> **SUPPLIED ENTRIES**
----------

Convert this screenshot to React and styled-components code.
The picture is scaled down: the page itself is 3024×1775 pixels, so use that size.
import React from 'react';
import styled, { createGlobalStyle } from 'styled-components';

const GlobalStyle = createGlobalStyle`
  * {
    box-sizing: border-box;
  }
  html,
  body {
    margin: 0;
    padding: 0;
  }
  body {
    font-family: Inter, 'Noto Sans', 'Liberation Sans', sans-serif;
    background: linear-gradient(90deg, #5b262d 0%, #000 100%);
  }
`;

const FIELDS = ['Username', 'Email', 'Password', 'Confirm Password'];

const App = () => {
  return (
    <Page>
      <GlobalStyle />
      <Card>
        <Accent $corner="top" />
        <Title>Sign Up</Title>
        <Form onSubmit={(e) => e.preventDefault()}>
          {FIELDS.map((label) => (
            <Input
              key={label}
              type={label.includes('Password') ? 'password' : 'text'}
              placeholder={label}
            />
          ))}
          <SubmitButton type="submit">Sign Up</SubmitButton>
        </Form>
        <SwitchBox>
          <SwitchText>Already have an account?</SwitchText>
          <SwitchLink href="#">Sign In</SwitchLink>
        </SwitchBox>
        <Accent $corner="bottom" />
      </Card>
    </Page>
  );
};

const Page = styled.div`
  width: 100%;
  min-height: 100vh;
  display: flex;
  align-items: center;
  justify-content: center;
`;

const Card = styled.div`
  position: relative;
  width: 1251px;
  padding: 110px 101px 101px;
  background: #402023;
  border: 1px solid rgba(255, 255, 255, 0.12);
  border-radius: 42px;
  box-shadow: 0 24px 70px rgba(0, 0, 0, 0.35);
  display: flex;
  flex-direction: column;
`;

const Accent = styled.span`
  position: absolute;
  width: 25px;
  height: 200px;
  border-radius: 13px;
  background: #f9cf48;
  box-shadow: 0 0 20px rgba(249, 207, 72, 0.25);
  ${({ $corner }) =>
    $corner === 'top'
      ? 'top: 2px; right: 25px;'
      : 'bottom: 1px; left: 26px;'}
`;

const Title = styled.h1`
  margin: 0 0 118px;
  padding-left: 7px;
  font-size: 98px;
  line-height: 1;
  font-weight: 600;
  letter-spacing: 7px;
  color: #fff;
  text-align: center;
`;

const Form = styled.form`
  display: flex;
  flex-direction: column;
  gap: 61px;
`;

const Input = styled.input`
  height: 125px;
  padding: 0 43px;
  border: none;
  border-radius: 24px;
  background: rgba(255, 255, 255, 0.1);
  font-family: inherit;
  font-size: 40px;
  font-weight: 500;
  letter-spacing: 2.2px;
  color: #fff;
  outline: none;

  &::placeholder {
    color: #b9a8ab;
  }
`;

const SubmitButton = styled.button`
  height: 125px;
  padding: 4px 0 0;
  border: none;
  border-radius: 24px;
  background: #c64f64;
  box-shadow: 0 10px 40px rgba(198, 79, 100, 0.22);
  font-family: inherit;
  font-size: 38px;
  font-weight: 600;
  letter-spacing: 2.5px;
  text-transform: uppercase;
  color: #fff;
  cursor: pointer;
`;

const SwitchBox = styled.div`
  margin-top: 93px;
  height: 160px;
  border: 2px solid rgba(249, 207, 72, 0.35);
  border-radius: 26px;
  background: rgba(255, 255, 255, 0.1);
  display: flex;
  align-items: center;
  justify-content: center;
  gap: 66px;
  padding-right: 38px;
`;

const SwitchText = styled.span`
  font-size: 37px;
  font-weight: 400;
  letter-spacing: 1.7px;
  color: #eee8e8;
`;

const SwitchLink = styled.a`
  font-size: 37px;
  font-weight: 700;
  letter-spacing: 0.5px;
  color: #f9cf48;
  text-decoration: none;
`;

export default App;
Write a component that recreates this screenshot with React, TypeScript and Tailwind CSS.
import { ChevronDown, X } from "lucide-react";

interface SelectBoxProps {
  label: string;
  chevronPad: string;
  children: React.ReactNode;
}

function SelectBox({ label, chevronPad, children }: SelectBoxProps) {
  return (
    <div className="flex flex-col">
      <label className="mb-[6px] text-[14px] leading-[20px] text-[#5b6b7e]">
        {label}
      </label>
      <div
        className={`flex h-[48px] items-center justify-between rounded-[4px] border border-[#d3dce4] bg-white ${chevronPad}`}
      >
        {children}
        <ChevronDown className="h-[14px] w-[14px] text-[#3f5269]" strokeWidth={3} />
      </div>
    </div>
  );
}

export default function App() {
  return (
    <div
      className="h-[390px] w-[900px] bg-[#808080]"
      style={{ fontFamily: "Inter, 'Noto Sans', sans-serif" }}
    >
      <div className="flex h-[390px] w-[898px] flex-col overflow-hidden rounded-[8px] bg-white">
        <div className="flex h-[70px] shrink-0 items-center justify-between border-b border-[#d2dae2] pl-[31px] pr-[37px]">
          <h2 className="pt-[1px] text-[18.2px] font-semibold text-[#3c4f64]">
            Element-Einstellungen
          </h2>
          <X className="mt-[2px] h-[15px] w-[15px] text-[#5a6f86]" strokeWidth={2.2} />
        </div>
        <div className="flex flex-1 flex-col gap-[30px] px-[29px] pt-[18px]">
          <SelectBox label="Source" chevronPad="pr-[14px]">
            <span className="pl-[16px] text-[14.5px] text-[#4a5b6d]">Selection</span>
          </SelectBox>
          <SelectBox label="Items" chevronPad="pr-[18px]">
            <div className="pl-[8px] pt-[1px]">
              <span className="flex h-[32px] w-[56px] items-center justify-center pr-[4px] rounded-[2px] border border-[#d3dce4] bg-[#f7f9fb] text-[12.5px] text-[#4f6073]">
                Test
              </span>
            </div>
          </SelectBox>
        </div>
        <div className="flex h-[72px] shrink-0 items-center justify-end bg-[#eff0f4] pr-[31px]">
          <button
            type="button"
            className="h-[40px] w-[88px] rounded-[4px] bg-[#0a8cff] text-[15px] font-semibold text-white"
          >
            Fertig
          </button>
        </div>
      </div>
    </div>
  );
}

----------

> **STATED EXERCISE**
Give back exactly the lines from the beginning of the records through the line containing "const FIELDS = ['Username', 'Email', 'Password', 'Confirm", and only those.

> **EXERCISE ANSWER**
Convert this screenshot to React and styled-components code.
The picture is scaled down: the page itself is 3024×1775 pixels, so use that size.
import React from 'react';
import styled, { createGlobalStyle } from 'styled-components';

const GlobalStyle = createGlobalStyle`
  * {
    box-sizing: border-box;
  }
  html,
  body {
    margin: 0;
    padding: 0;
  }
  body {
    font-family: Inter, 'Noto Sans', 'Liberation Sans', sans-serif;
    background: linear-gradient(90deg, #5b262d 0%, #000 100%);
  }
`;

const FIELDS = ['Username', 'Email', 'Password', 'Confirm Password'];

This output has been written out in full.